Zeuch (pronounced Zoik) struck out 13 batters and allowed no earned runs in a 3-1 victory. When it was over, the Milford coach approached Curt Bly, then an assistant at Mason.

“We didn't have a chance today,” he told Bly, who just smiled.

Bly already knew. Just like Pitt coach Joe Jordano knows what Zeuch means to his team three years later.

“T.J.'s name is going to be mentioned among the best, if not the best, to ever pitch here,” said Jordano, who has been the coach at Pitt since 1998.

“You always knew you were going to have a chance to win (when Zeuch was pitching),” said Bly, now the coach at Mason.

During his senior year at Mason, the largest school in Ohio, Zeuch compiled an 0.62 ERA, a record for the Greater Miami Conference.

In the waning days of his college career, Zeuch's reputation is spreading.

With a fastball that has reached 97 mph and a 6-foot-7, 225-pound frame, he could be the first Pitt player selected in the first round of the MLB Draft since 1981 when the Texas Rangers chose pitcher Al Lachowicz of Bishop Canevin.

“Somewhere in the back half of the first round is going to be a good spot for him,” said Jonathan Mayo, a reporter and draft analyst for MLBPipeline.com. “He's good. He's got a great arm. The velocity is always there. He could go (in the first round) because of how he's thrown and his size and a lack of decent college pitching in this draft class.”

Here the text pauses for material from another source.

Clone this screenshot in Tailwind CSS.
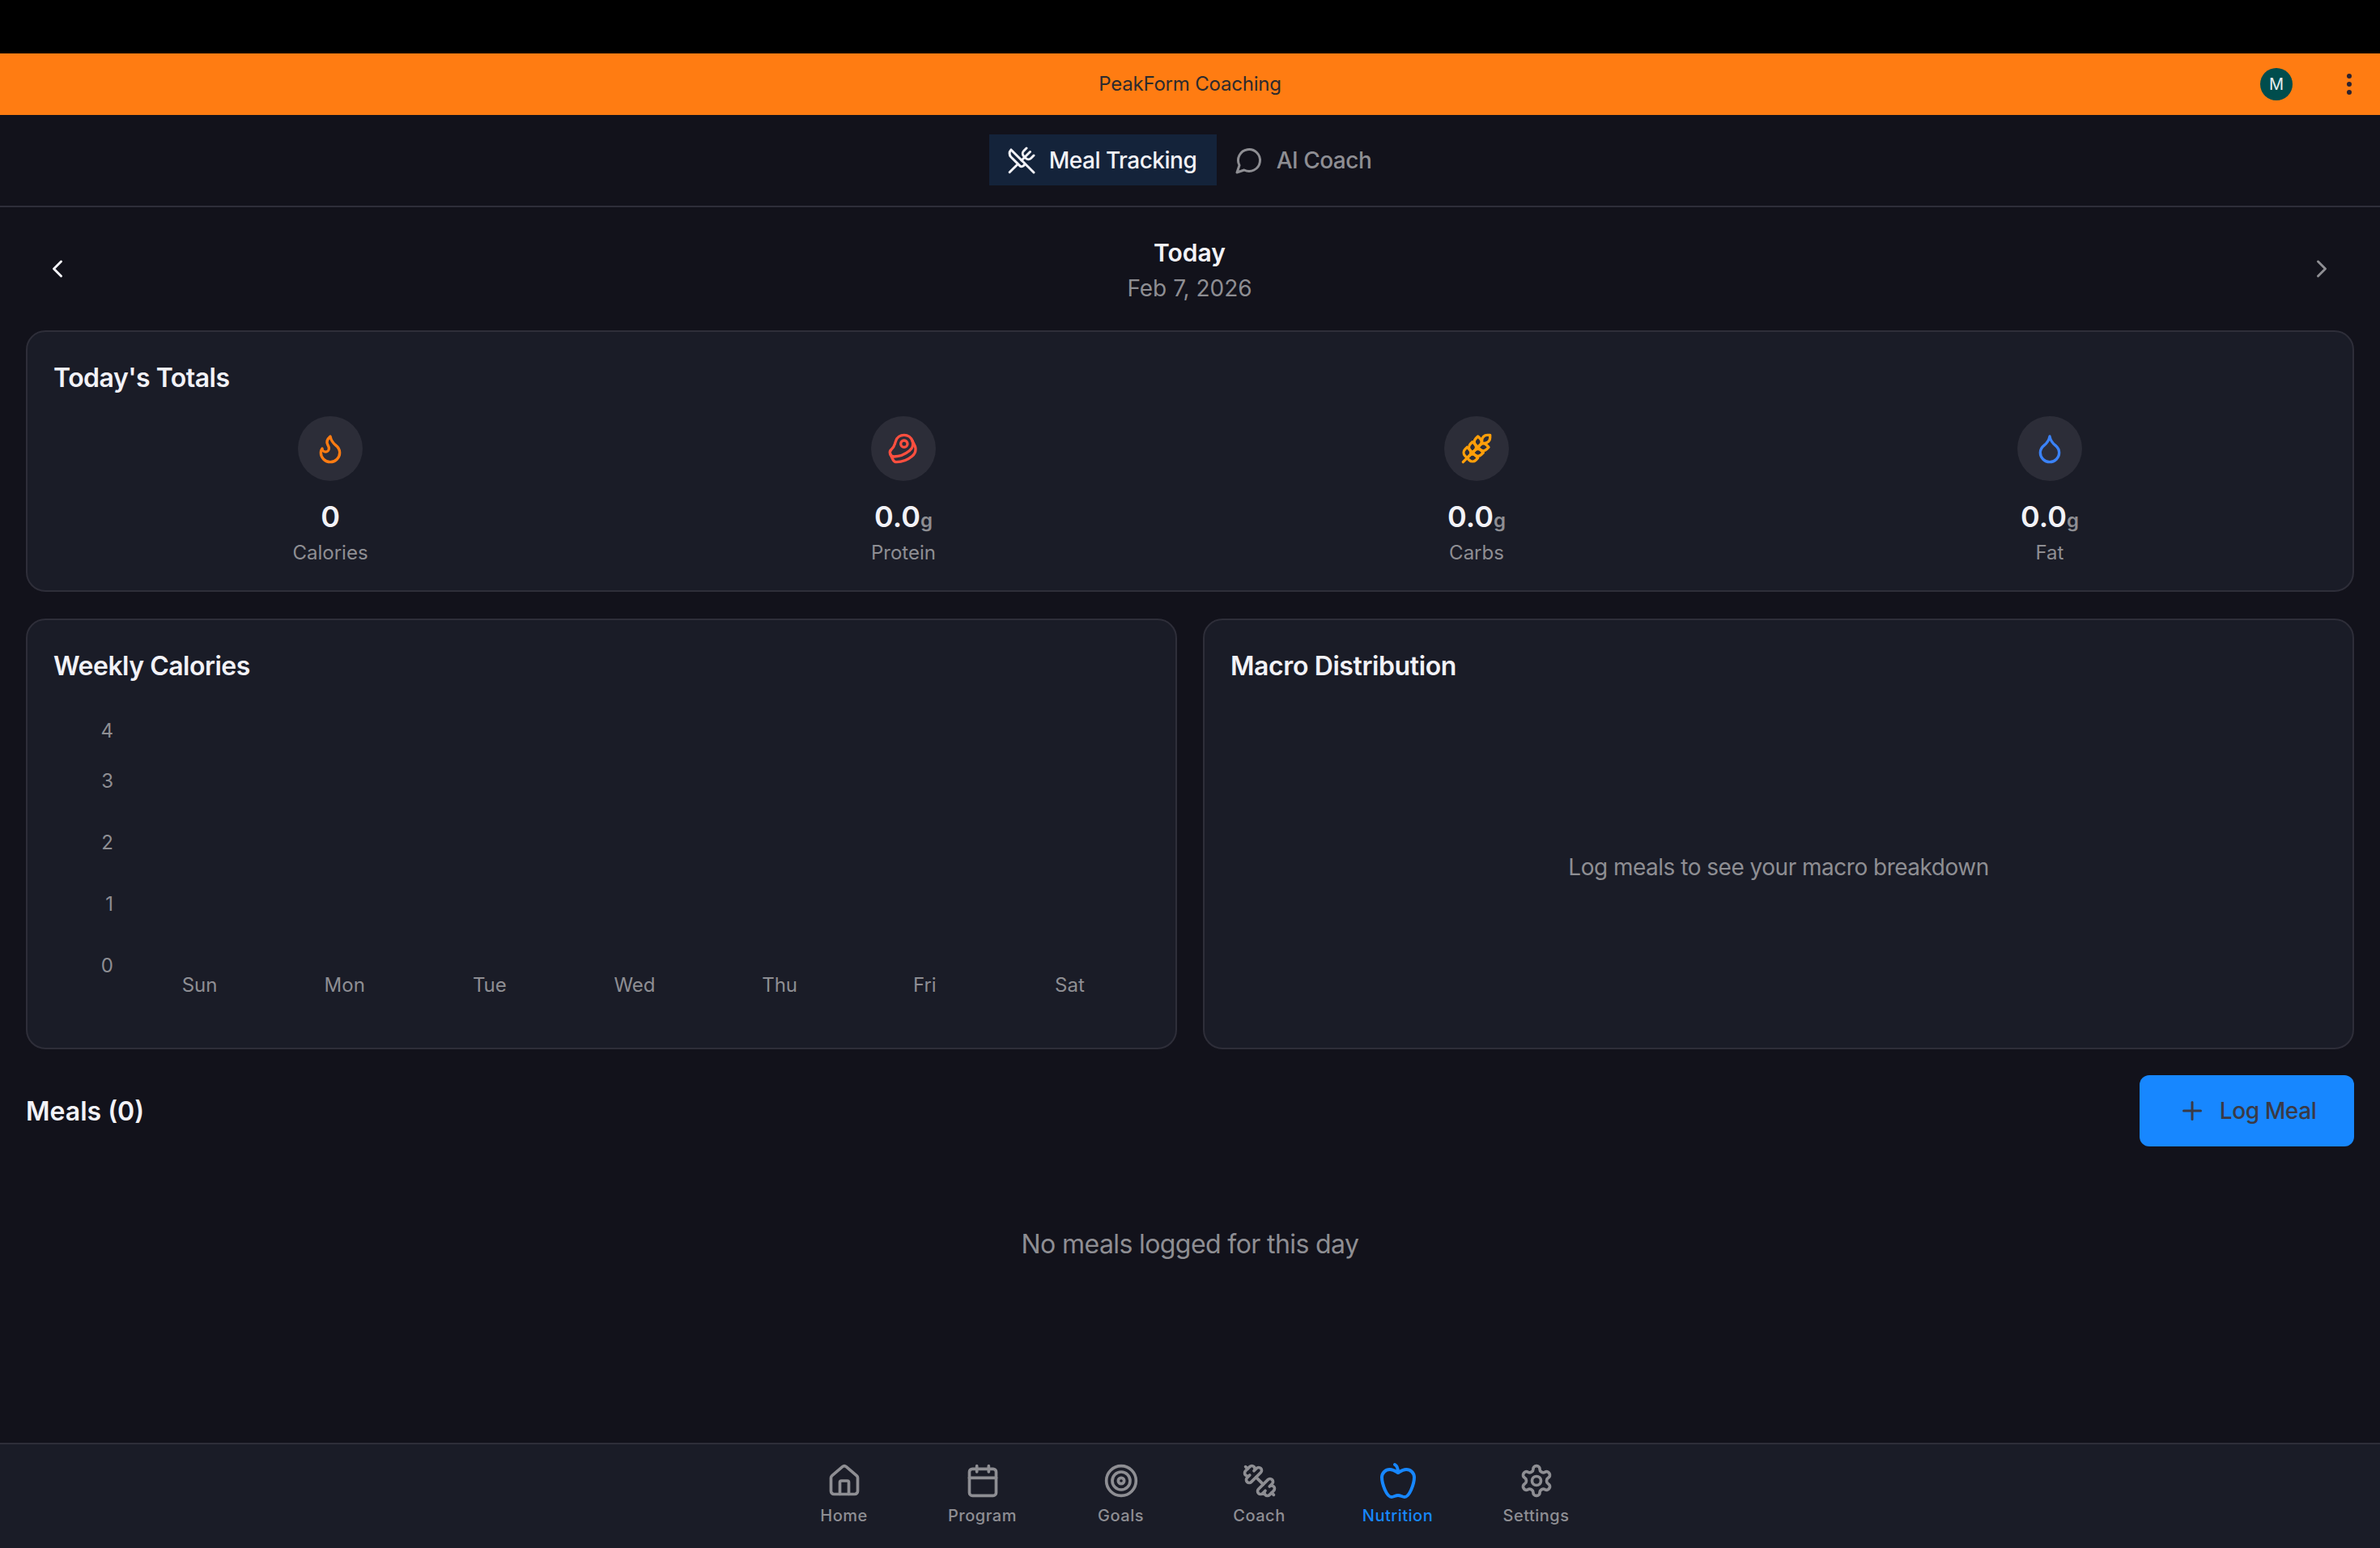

Baseball America rates Zeuch its 21st overall prospect, No. 3 among ACC players, and it projected him going to the Pirates with the 22nd pick.

Zeuch, 20, said he has been contacted by every team. Everyone knows about the physical gifts. Teams now are trying to figure out his personality, which means they seriously are considering him. The Boston Red Sox gave him a picture of a little boy and a violin and told him to write a story.

Earlier this season, when Zeuch faced Virginia pitcher Connor Jones, another first-round prospect, scouts filled five rows of seats at Pitt's Charles L. Cost Field.

The draft, though, is a story for another day. MLB will conduct the first round June 9.

Zeuch, who eventually wants to go to law school, has pointed his mindset away from the draft and toward helping Pitt (25-21, 10-14 entering Saturday) reach the ACC Tournament for the first time.

“I try to ignore outside sources because no one really knows anything until draft day is here and I get the call,” he said.

Pitt's tournament hopes took a hit Friday when Zeuch settled for a no-decision in a 7-6 loss at Miami, ranked fourth in the nation by Baseball America. Zeuch (6-1) had won six of his first eight starts but allowed four earned runs, seven hits and three walks in 5 23 innings against a team entering the game with a .309 batting average.

Zeuch has a 3.41 ERA with 62 strikeouts and 17 walks in 60 23 innings, but his season didn't start well. He missed the first month with a groin injury that Pitt's medical staff treated cautiously. Jordano estimates the injury cost Pitt about four wins.

Zeuch has been a weekend pitcher at Pitt since 2014, his freshman year. In college baseball, conference games are played on the weekend when coaches use their best pitchers.

Zeuch, whose height sends the baseball plateward at angles that can befuddle batters, employs four pitches: fastball, curve, slider and changeup.

He said he picked up some velocity on his fastball by spending extra time in the weight room and adding more protein to his diet. But he still needs more confidence in his changeup, a pitch Jordano calls “the great neutralizer in baseball.”

“I told a couple of (MLB) scouts,” Jordano said, “when he masters that pitch and gets a better feel for it and gets more confidence with it, that will make him that much more ready to pitch at the major league level.”

Zeuch recognizes the problem with the changeup, a pitch he said he uses about 10 percent of the time.

“Sometimes I leave it up a little too high,” he said. “A changeup up in the zone is just another (batting practice) fastball, and anybody can hit that.”